El jueves, después de desayunar en Le pain quotidien, nos fuimos a recorrer la milla a Masarik, huelga decir que a pie, y terminamos comiendo en Campomar, por recomendación de Moreyra. Restaurante, por cierto, ya presente también en León. Nos sirvieron un opíparo platón de suculentos camarones que nos dejó satisfechos hasta la noche, en que ya únicamente nos apersonamos en el lobby bar del María Isabel para refinarnos un par de margaritas por piocha y un delicioso platito de cacahuates garapiñados. Las bebidas nos pusieron de verdad muy contentos y nos retiramos de ahí felices rumbo al hotel.
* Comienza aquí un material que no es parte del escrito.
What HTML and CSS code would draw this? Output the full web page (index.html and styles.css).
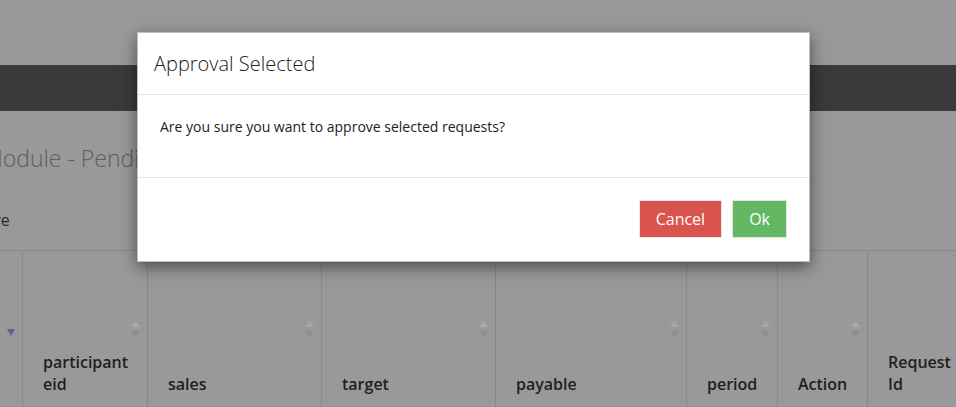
FILE: index.html
```html
<!DOCTYPE html>
<html lang="en">
<head>
<meta charset="utf-8">
<title>Approval Selected</title>
<link rel="stylesheet" href="styles.css">
</head>
<body>
<div class="page">
  <div class="navbar"></div>
  <h1 class="page-title">Module - Pending Requests</h1>
  <div class="toolbar">Approve</div>
  <div class="thead">
    <div class="th th-check">
      <svg class="sort-desc" width="8" height="7" viewBox="0 0 8 7"><path d="M0 0H8L4 7Z" fill="#5b6593"/></svg>
    </div>
    <div class="th w1"><span class="label">participant eid</span><svg class="sort" width="9" height="16" viewBox="0 0 9 16"><path d="M4.5 0L9 6H0Z" fill="#a9a9a9"/><path d="M0 10H9L4.5 16Z" fill="#8e8e8e"/></svg></div>
    <div class="th w2"><span class="label">sales</span><svg class="sort" width="9" height="16" viewBox="0 0 9 16"><path d="M4.5 0L9 6H0Z" fill="#a9a9a9"/><path d="M0 10H9L4.5 16Z" fill="#8e8e8e"/></svg></div>
    <div class="th w2"><span class="label">target</span><svg class="sort" width="9" height="16" viewBox="0 0 9 16"><path d="M4.5 0L9 6H0Z" fill="#a9a9a9"/><path d="M0 10H9L4.5 16Z" fill="#8e8e8e"/></svg></div>
    <div class="th w3"><span class="label">payable</span><svg class="sort" width="9" height="16" viewBox="0 0 9 16"><path d="M4.5 0L9 6H0Z" fill="#a9a9a9"/><path d="M0 10H9L4.5 16Z" fill="#8e8e8e"/></svg></div>
    <div class="th w4"><span class="label">period</span><svg class="sort" width="9" height="16" viewBox="0 0 9 16"><path d="M4.5 0L9 6H0Z" fill="#a9a9a9"/><path d="M0 10H9L4.5 16Z" fill="#8e8e8e"/></svg></div>
    <div class="th w5"><span class="label">Action</span><svg class="sort" width="9" height="16" viewBox="0 0 9 16"><path d="M4.5 0L9 6H0Z" fill="#a9a9a9"/><path d="M0 10H9L4.5 16Z" fill="#8e8e8e"/></svg></div>
    <div class="th w6"><span class="label">Request Id</span></div>
  </div>
</div>

<div class="modal" role="dialog" aria-labelledby="modal-title">
  <div class="modal-header">
    <h4 class="modal-title" id="modal-title">Approval Selected</h4>
  </div>
  <div class="modal-body">
    <p>Are you sure you want to approve selected requests?</p>
  </div>
  <div class="modal-footer">
    <button class="btn btn-danger" type="button">Cancel</button>
    <button class="btn btn-success" type="button">Ok</button>
  </div>
</div>
</body>
</html>
```

FILE: styles.css
```css
* { box-sizing: border-box; }

html, body {
  margin: 0;
  height: 100%;
}

body {
  background: #999999;
  font-family: "Open Sans", "Liberation Sans", sans-serif;
  color: #333;
  overflow: hidden;
}

.page {
  display: flex;
  flex-direction: column;
  width: 956px;
  padding-top: 65px;
}

.navbar {
  height: 46px;
  background: #3a3a3a;
}

.page-title {
  margin: 31px 0 0 -17px;
  font-size: 23px;
  line-height: 32px;
  font-weight: 300;
  color: #55606c;
  white-space: nowrap;
}

.toolbar {
  margin: 35px 0 0 -53px;
  font-size: 16px;
  line-height: 22px;
  color: #2b2b2b;
  white-space: nowrap;
}

.thead {
  display: flex;
  margin-top: 19px;
  border-top: 1px solid #888888;
  height: 157px;
}

.th {
  display: flex;
  align-items: flex-end;
  padding: 0 7px 0 20px;
  border-left: 1px solid #888888;
  font-size: 16px;
  line-height: 22px;
  font-weight: 600;
  color: #1f1f1f;
  flex: none;
}

.th-check {
  width: 22px;
  border-left: 0;
  padding: 0 7px 0 0;
  justify-content: flex-end;
  align-items: center;
}

.sort-desc {
  margin-top: 6px;
}

.w1 { width: 125px; }
.w2 { width: 174px; }
.w3 { width: 191px; }
.w4 { width: 91px; }
.w5 { width: 90px; }
.w6 { flex: 1 1 auto; padding-right: 10px; }

.label {
  padding-bottom: 12px;
  margin-right: 4px;
  min-width: 0;
}

.sort {
  align-self: center;
  margin-left: auto;
  flex: none;
}

/* Modal */
.modal {
  position: absolute;
  left: 137px;
  top: 32px;
  width: 673px;
  background: #fff;
  border: 1px solid rgba(0, 0, 0, 0.25);
  box-shadow: 0 5px 15px rgba(0, 0, 0, 0.5);
}

.modal-header {
  padding: 16px;
  border-bottom: 1px solid #e5e5e5;
}

.modal-title {
  margin: 0;
  font-size: 20px;
  line-height: 29px;
  font-weight: 300;
  color: #222;
}

.modal-body {
  padding: 22px 22px 40px;
}

.modal-body p {
  margin: 0;
  font-size: 14px;
  line-height: 20px;
  color: #222;
}

.modal-footer {
  display: flex;
  justify-content: flex-end;
  gap: 10px;
  padding: 22px 22px 23px;
  border-top: 1px solid #e5e5e5;
}

.btn {
  font-family: "Open Sans", "Liberation Sans", sans-serif;
  font-size: 16px;
  line-height: 22px;
  padding: 7px 16px;
  border: 1px solid #e6e6e6;
  border-radius: 0;
  color: #fff;
  cursor: pointer;
}

.btn-danger { background: #d9534f; }
.btn-success { background: #63b963; }
```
Fuera de la ida al San Ángel Inn con Moreyra, todo lo demás fue a pie, ¿no es maravilloso?
El último día, viernes, ya había acordado con Elena que iríamos a comer al Alfredo di Roma, poco antes de que abordáramos nuestro transporte privado de regreso a León a las puertas de Presidente InterContinental, donde precisamente se encuentra ubicado el comedero. Aderezamos la pasta Alfredo de ella y mi filete a la sal con media botella de Protos, de Ribera del Duero. ¡Un festín!
Me cae que no hace falta más que buena voluntad para pasársela uno bien. ¡Gracias a la viiida, que me ha dado taaanto...! (Violeta Parra dixit).